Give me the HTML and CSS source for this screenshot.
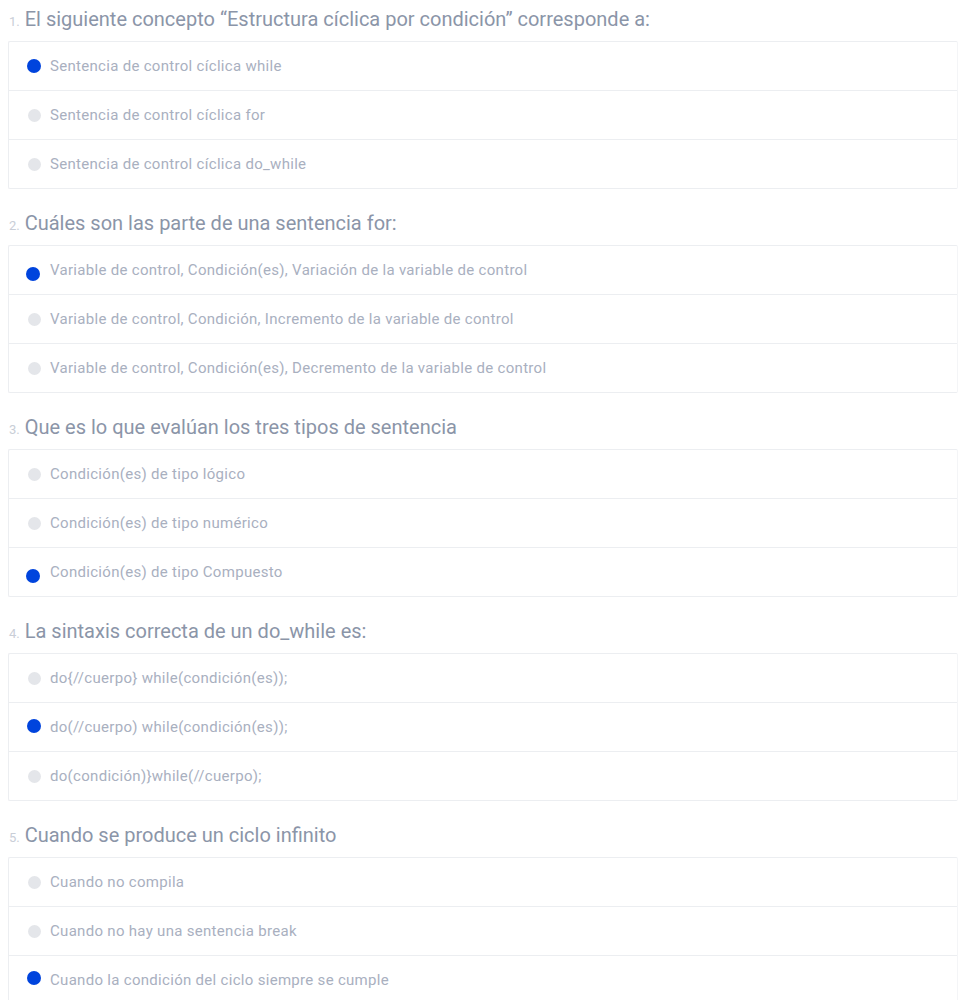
FILE: index.html
```html
<!DOCTYPE html>
<html lang="es">
<head>
<meta charset="utf-8">
<title>Cuestionario</title>
<link rel="stylesheet" href="styles.css">
</head>
<body>
<main class="quiz">
  <section class="question">
    <h2 class="q-title"><span class="q-num">1.</span> El siguiente concepto “Estructura cíclica por condición” corresponde a:</h2>
    <ul class="options">
      <li class="option"><span class="dot dot-on"></span><span class="label">Sentencia de control cíclica while</span></li>
      <li class="option"><span class="dot"></span><span class="label">Sentencia de control cíclica for</span></li>
      <li class="option"><span class="dot"></span><span class="label">Sentencia de control cíclica do_while</span></li>
    </ul>
  </section>
  <section class="question">
    <h2 class="q-title"><span class="q-num">2.</span> Cuáles son las parte de una sentencia for:</h2>
    <ul class="options">
      <li class="option"><span class="dot dot-on dot-low"></span><span class="label">Variable de control, Condición(es), Variación de la variable de control</span></li>
      <li class="option"><span class="dot"></span><span class="label">Variable de control, Condición, Incremento de la variable de control</span></li>
      <li class="option"><span class="dot"></span><span class="label">Variable de control, Condición(es), Decremento de la variable de control</span></li>
    </ul>
  </section>
  <section class="question">
    <h2 class="q-title"><span class="q-num">3.</span> Que es lo que evalúan los tres tipos de sentencia</h2>
    <ul class="options">
      <li class="option"><span class="dot"></span><span class="label">Condición(es) de tipo lógico</span></li>
      <li class="option"><span class="dot"></span><span class="label">Condición(es) de tipo numérico</span></li>
      <li class="option"><span class="dot dot-on dot-low"></span><span class="label">Condición(es) de tipo Compuesto</span></li>
    </ul>
  </section>
  <section class="question">
    <h2 class="q-title"><span class="q-num">4.</span> La sintaxis correcta de un do_while es:</h2>
    <ul class="options">
      <li class="option"><span class="dot"></span><span class="label">do{//cuerpo} while(condición(es));</span></li>
      <li class="option"><span class="dot dot-on dot-mid"></span><span class="label">do(//cuerpo) while(condición(es));</span></li>
      <li class="option"><span class="dot"></span><span class="label">do(condición)}while(//cuerpo);</span></li>
    </ul>
  </section>
  <section class="question">
    <h2 class="q-title"><span class="q-num">5.</span> Cuando se produce un ciclo infinito</h2>
    <ul class="options">
      <li class="option"><span class="dot"></span><span class="label">Cuando no compila</span></li>
      <li class="option"><span class="dot"></span><span class="label">Cuando no hay una sentencia break</span></li>
      <li class="option"><span class="dot dot-on dot-high"></span><span class="label">Cuando la condición del ciclo siempre se cumple</span></li>
    </ul>
  </section>
</main>
</body>
</html>
```

FILE: styles.css
```css
html, body {
  margin: 0;
  padding: 0;
  background: #ffffff;
}

body {
  font-family: Roboto, "Liberation Sans", Arial, sans-serif;
  overflow: hidden;
}

.quiz {
  display: flex;
  flex-direction: column;
  gap: 15px;
  padding: 0 0 0 8px;
}

.question {
  display: flex;
  flex-direction: column;
}

.q-title {
  margin: 0;
  padding: 7px 0 10px 1px;
  font-size: 20px;
  line-height: 24px;
  font-weight: 400;
  color: #8b95a8;
  white-space: nowrap;
}

.q-num {
  font-size: 13px;
  line-height: 0;
  color: #c9ced7;
}

.options {
  list-style: none;
  margin: 0;
  padding: 0;
  border: 1px solid #eceef1;
  border-right-color: #f4f5f7;
  border-radius: 2px;
}

.option {
  display: flex;
  align-items: center;
  gap: 9px;
  height: 48px;
  padding-left: 19px;
  border-top: 1px solid #eceef1;
}

.option:first-child {
  border-top: none;
}

.dot {
  flex: none;
  width: 13px;
  height: 13px;
  border-radius: 50%;
  background: #e4e6ea;
}

.dot-on {
  background: #0044dd;
  width: 14px;
  height: 14px;
  margin-left: -1px;
}

.dot-low {
  transform: translate(-1px, 4px);
}

.dot-mid {
  transform: translateY(-1px);
}

.dot-high {
  transform: translateY(-2px);
}

.label {
  font-size: 15px;
  letter-spacing: 0.3px;
  color: #a9b0bf;
  white-space: nowrap;
}
```
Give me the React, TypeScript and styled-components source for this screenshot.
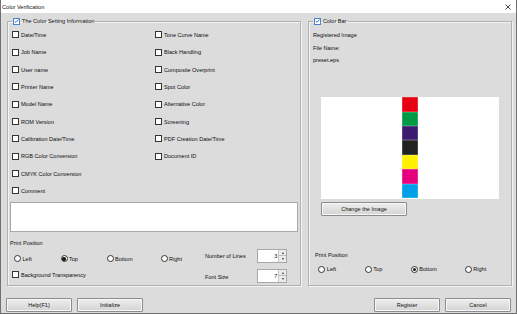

▶ [THE PROBLEM]: Return the full material word for word. Do not include the pictures.

▶ [RESPONSE TO THIS TASK]:
Give me the HTML and CSS source for this screenshot.
FILE: index.html
```html
<!DOCTYPE html>
<html lang="es">
<head>
<meta charset="utf-8">
<title>Cuestionario</title>
<link rel="stylesheet" href="styles.css">
</head>
<body>
<main class="quiz">
  <section class="question">
    <h2 class="q-title"><span class="q-num">1.</span> El siguiente concepto “Estructura cíclica por condición” corresponde a:</h2>
    <ul class="options">
      <li class="option"><span class="dot dot-on"></span><span class="label">Sentencia de control cíclica while</span></li>
      <li class="option"><span class="dot"></span><span class="label">Sentencia de control cíclica for</span></li>
      <li class="option"><span class="dot"></span><span class="label">Sentencia de control cíclica do_while</span></li>
    </ul>
  </section>
  <section class="question">
    <h2 class="q-title"><span class="q-num">2.</span> Cuáles son las parte de una sentencia for:</h2>
    <ul class="options">
      <li class="option"><span class="dot dot-on dot-low"></span><span class="label">Variable de control, Condición(es), Variación de la variable de control</span></li>
      <li class="option"><span class="dot"></span><span class="label">Variable de control, Condición, Incremento de la variable de control</span></li>
      <li class="option"><span class="dot"></span><span class="label">Variable de control, Condición(es), Decremento de la variable de control</span></li>
    </ul>
  </section>
  <section class="question">
    <h2 class="q-title"><span class="q-num">3.</span> Que es lo que evalúan los tres tipos de sentencia</h2>
    <ul class="options">
      <li class="option"><span class="dot"></span><span class="label">Condición(es) de tipo lógico</span></li>
      <li class="option"><span class="dot"></span><span class="label">Condición(es) de tipo numérico</span></li>
      <li class="option"><span class="dot dot-on dot-low"></span><span class="label">Condición(es) de tipo Compuesto</span></li>
    </ul>
  </section>
  <section class="question">
    <h2 class="q-title"><span class="q-num">4.</span> La sintaxis correcta de un do_while es:</h2>
    <ul class="options">
      <li class="option"><span class="dot"></span><span class="label">do{//cuerpo} while(condición(es));</span></li>
      <li class="option"><span class="dot dot-on dot-mid"></span><span class="label">do(//cuerpo) while(condición(es));</span></li>
      <li class="option"><span class="dot"></span><span class="label">do(condición)}while(//cuerpo);</span></li>
    </ul>
  </section>
  <section class="question">
    <h2 class="q-title"><span class="q-num">5.</span> Cuando se produce un ciclo infinito</h2>
    <ul class="options">
      <li class="option"><span class="dot"></span><span class="label">Cuando no compila</span></li>
      <li class="option"><span class="dot"></span><span class="label">Cuando no hay una sentencia break</span></li>
      <li class="option"><span class="dot dot-on dot-high"></span><span class="label">Cuando la condición del ciclo siempre se cumple</span></li>
    </ul>
  </section>
</main>
</body>
</html>
```

FILE: styles.css
```css
html, body {
  margin: 0;
  padding: 0;
  background: #ffffff;
}

body {
  font-family: Roboto, "Liberation Sans", Arial, sans-serif;
  overflow: hidden;
}

.quiz {
  display: flex;
  flex-direction: column;
  gap: 15px;
  padding: 0 0 0 8px;
}

.question {
  display: flex;
  flex-direction: column;
}

.q-title {
  margin: 0;
  padding: 7px 0 10px 1px;
  font-size: 20px;
  line-height: 24px;
  font-weight: 400;
  color: #8b95a8;
  white-space: nowrap;
}

.q-num {
  font-size: 13px;
  line-height: 0;
  color: #c9ced7;
}

.options {
  list-style: none;
  margin: 0;
  padding: 0;
  border: 1px solid #eceef1;
  border-right-color: #f4f5f7;
  border-radius: 2px;
}

.option {
  display: flex;
  align-items: center;
  gap: 9px;
  height: 48px;
  padding-left: 19px;
  border-top: 1px solid #eceef1;
}

.option:first-child {
  border-top: none;
}

.dot {
  flex: none;
  width: 13px;
  height: 13px;
  border-radius: 50%;
  background: #e4e6ea;
}

.dot-on {
  background: #0044dd;
  width: 14px;
  height: 14px;
  margin-left: -1px;
}

.dot-low {
  transform: translate(-1px, 4px);
}

.dot-mid {
  transform: translateY(-1px);
}

.dot-high {
  transform: translateY(-2px);
}

.label {
  font-size: 15px;
  letter-spacing: 0.3px;
  color: #a9b0bf;
  white-space: nowrap;
}
```
Give me the React, TypeScript and styled-components source for this screenshot.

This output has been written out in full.